__Set problem__: In the records below, find the line that contains "Generate a component" and the line that contains "import React from"; write out exactly those two lines and everything between them, without the pictures.

__Exercise inputs__:
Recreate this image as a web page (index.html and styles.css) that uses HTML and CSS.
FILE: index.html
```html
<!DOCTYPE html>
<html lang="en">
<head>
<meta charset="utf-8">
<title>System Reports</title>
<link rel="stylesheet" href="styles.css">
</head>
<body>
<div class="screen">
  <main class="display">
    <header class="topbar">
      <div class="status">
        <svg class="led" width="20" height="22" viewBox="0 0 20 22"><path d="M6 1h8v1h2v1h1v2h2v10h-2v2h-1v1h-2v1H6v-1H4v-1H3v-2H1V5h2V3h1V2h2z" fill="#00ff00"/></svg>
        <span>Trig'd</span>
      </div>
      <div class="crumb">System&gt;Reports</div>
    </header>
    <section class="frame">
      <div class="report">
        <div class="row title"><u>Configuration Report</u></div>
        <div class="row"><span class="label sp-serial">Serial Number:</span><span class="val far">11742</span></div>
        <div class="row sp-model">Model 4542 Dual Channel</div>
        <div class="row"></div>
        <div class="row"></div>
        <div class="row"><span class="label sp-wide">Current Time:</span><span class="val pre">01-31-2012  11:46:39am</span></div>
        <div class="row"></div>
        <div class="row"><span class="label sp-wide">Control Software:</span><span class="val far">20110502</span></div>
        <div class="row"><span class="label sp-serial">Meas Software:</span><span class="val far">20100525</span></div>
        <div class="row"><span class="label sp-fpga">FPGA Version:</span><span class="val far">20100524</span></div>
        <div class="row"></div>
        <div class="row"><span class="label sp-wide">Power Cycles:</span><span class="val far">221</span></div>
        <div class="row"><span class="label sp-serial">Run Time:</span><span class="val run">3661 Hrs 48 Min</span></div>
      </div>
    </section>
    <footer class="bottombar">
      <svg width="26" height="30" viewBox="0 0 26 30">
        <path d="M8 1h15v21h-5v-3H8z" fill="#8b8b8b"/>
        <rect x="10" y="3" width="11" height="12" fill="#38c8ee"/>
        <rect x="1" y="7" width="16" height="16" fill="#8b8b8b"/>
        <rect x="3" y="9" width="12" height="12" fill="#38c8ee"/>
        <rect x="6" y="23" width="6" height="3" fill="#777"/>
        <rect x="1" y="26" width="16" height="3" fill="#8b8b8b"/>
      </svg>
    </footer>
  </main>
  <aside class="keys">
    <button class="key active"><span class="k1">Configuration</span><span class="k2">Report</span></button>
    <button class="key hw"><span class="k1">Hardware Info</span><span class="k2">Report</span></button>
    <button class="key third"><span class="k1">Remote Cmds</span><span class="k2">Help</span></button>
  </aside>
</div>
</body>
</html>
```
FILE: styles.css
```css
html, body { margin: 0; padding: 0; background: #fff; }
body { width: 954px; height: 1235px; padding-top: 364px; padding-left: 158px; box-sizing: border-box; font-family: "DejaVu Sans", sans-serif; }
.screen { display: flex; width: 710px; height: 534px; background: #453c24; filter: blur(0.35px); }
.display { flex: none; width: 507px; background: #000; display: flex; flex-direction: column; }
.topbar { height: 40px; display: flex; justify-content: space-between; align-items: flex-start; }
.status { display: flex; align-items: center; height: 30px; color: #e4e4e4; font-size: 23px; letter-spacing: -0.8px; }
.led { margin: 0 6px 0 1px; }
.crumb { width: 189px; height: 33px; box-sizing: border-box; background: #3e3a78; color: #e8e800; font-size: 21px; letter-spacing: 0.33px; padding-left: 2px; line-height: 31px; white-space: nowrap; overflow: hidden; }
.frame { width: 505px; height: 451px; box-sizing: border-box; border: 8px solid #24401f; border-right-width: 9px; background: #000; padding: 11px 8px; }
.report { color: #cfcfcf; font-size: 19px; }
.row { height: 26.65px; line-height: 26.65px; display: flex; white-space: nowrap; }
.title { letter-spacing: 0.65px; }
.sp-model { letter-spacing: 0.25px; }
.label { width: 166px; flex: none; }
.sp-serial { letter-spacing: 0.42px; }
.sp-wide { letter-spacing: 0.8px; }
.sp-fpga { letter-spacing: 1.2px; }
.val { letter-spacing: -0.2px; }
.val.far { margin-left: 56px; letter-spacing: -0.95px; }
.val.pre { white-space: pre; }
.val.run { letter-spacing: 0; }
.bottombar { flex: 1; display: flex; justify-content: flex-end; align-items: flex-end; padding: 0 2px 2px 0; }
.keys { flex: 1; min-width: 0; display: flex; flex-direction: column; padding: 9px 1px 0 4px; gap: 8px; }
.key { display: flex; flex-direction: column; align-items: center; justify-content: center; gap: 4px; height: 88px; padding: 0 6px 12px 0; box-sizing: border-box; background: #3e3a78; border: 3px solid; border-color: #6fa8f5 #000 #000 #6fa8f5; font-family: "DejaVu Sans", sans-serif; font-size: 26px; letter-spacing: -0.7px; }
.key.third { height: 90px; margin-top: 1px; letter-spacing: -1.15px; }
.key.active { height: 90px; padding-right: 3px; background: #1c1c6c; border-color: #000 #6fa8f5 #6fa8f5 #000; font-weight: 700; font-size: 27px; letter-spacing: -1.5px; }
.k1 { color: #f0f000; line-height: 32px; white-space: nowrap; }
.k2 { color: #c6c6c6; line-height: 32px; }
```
* * *
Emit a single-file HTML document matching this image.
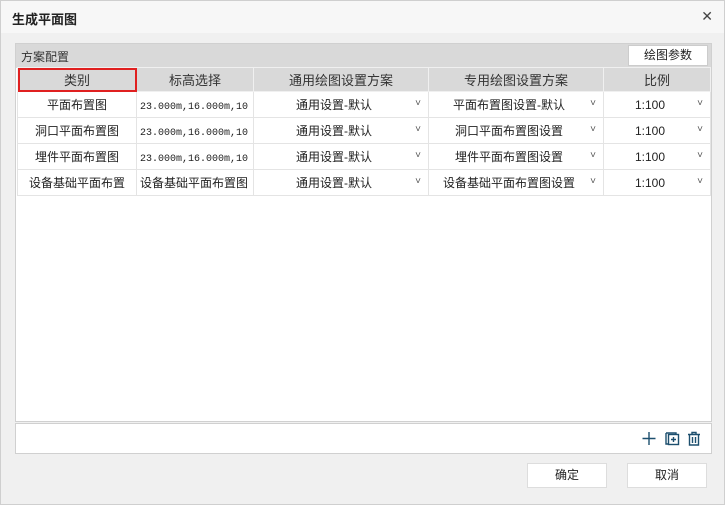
---
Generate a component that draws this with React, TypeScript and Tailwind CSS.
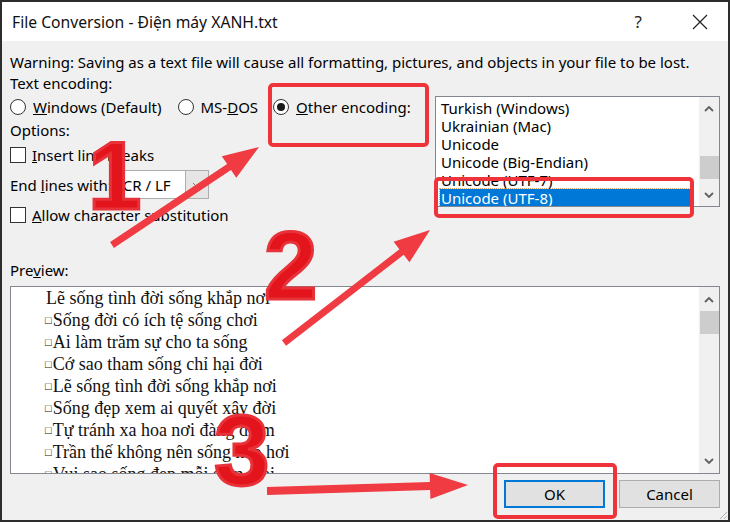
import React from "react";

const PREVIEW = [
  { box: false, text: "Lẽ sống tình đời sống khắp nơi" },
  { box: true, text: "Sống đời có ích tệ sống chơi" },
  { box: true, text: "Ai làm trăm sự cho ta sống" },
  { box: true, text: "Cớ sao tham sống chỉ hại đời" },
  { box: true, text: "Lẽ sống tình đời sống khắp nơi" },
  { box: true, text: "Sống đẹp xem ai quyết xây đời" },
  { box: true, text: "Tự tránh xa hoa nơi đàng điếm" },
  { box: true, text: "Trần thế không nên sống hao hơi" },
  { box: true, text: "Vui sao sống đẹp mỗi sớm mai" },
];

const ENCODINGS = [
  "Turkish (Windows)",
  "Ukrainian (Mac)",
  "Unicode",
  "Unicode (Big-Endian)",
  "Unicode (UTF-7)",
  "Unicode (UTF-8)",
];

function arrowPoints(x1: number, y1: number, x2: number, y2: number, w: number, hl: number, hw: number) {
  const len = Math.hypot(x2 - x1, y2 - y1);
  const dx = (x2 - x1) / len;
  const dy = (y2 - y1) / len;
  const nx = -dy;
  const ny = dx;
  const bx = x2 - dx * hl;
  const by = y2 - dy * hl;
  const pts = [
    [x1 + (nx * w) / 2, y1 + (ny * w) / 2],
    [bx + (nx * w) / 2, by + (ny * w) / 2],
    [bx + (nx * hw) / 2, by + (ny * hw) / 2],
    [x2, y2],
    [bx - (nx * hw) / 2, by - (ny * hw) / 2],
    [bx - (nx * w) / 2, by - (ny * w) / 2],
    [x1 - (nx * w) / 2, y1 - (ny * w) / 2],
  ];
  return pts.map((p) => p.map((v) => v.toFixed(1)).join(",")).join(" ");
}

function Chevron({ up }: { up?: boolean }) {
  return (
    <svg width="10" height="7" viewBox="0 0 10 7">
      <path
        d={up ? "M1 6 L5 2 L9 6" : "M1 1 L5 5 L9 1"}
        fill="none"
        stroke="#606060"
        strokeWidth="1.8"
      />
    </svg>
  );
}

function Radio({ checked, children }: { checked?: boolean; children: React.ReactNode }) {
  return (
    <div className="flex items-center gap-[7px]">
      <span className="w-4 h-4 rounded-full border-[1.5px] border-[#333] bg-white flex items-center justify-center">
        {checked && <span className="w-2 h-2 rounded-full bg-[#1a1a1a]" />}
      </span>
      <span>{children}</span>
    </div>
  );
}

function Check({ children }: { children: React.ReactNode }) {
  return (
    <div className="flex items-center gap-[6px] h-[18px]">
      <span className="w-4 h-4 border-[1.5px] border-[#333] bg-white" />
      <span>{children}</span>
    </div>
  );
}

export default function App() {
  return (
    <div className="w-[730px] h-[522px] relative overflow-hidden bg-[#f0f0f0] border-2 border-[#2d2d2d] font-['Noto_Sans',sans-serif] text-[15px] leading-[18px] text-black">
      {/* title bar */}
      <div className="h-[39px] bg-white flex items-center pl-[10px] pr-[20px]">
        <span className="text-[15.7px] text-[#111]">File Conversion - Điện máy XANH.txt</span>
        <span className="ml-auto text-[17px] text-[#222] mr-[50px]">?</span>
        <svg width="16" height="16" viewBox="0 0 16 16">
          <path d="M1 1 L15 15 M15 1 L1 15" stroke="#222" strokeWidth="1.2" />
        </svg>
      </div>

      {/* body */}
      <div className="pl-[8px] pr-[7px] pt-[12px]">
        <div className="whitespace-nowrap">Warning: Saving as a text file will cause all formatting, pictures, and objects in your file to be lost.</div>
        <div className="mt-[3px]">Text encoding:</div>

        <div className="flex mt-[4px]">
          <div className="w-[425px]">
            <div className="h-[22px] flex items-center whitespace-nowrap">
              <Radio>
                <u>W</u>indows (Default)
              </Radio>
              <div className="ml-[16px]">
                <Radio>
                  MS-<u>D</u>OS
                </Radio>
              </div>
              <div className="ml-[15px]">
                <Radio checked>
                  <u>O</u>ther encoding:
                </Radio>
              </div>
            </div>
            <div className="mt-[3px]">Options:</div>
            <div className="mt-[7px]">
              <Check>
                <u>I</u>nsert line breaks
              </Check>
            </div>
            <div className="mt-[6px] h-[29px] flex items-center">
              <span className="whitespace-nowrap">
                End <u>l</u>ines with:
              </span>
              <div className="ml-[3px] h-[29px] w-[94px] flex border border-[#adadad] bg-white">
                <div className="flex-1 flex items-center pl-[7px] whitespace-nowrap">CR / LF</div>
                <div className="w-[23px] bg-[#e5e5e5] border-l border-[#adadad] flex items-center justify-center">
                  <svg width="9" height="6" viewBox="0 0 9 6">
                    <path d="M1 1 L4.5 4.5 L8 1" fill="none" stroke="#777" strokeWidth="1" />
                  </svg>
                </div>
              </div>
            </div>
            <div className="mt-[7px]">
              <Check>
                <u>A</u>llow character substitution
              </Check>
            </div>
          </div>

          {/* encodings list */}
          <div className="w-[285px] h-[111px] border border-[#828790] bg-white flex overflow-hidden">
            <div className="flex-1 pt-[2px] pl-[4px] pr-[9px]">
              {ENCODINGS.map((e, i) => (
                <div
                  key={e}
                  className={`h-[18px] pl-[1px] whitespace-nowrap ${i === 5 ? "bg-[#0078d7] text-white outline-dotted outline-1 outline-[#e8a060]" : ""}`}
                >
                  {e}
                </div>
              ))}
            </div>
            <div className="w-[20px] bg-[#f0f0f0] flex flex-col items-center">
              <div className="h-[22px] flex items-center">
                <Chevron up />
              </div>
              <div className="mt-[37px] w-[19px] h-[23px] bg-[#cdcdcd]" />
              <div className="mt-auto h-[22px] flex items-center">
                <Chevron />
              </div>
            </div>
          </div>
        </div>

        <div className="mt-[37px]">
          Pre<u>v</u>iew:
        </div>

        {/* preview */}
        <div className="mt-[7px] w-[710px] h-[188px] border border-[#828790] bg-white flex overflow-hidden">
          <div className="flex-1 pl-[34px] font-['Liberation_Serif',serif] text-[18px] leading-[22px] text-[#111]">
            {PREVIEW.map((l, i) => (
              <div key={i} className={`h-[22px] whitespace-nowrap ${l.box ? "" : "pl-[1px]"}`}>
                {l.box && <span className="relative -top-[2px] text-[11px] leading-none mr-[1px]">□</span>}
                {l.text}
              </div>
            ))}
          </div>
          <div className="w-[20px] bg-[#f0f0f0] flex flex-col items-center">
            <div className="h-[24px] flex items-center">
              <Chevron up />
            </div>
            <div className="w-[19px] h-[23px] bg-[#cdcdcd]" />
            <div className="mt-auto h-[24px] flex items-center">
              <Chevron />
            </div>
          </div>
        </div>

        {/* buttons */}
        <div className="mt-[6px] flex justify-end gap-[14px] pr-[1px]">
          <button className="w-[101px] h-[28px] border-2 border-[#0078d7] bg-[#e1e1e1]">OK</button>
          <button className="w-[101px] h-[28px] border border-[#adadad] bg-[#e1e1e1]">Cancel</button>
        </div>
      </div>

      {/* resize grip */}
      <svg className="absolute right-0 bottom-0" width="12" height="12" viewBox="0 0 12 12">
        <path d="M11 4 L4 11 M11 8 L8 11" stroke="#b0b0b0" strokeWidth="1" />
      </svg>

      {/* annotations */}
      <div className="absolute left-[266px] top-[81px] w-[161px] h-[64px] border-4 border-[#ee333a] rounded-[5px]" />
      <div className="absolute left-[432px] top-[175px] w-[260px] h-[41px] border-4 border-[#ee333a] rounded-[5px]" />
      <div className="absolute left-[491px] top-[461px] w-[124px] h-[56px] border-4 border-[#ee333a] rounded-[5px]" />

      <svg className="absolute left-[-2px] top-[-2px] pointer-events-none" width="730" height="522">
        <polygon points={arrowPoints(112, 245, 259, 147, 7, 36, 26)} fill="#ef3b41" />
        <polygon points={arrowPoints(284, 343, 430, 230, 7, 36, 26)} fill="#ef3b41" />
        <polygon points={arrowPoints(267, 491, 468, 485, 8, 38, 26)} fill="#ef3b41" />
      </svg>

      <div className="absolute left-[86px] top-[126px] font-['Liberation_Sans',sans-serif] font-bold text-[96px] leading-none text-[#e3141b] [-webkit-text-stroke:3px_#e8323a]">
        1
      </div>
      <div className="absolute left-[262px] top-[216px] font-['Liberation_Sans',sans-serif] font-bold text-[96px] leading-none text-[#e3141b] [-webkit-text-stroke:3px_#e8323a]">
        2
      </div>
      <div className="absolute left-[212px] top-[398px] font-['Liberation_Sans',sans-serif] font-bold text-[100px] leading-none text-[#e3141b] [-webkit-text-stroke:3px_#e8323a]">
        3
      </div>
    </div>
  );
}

__Problem solution__:
Generate a component that draws this with React, TypeScript and Tailwind CSS.
import React from "react";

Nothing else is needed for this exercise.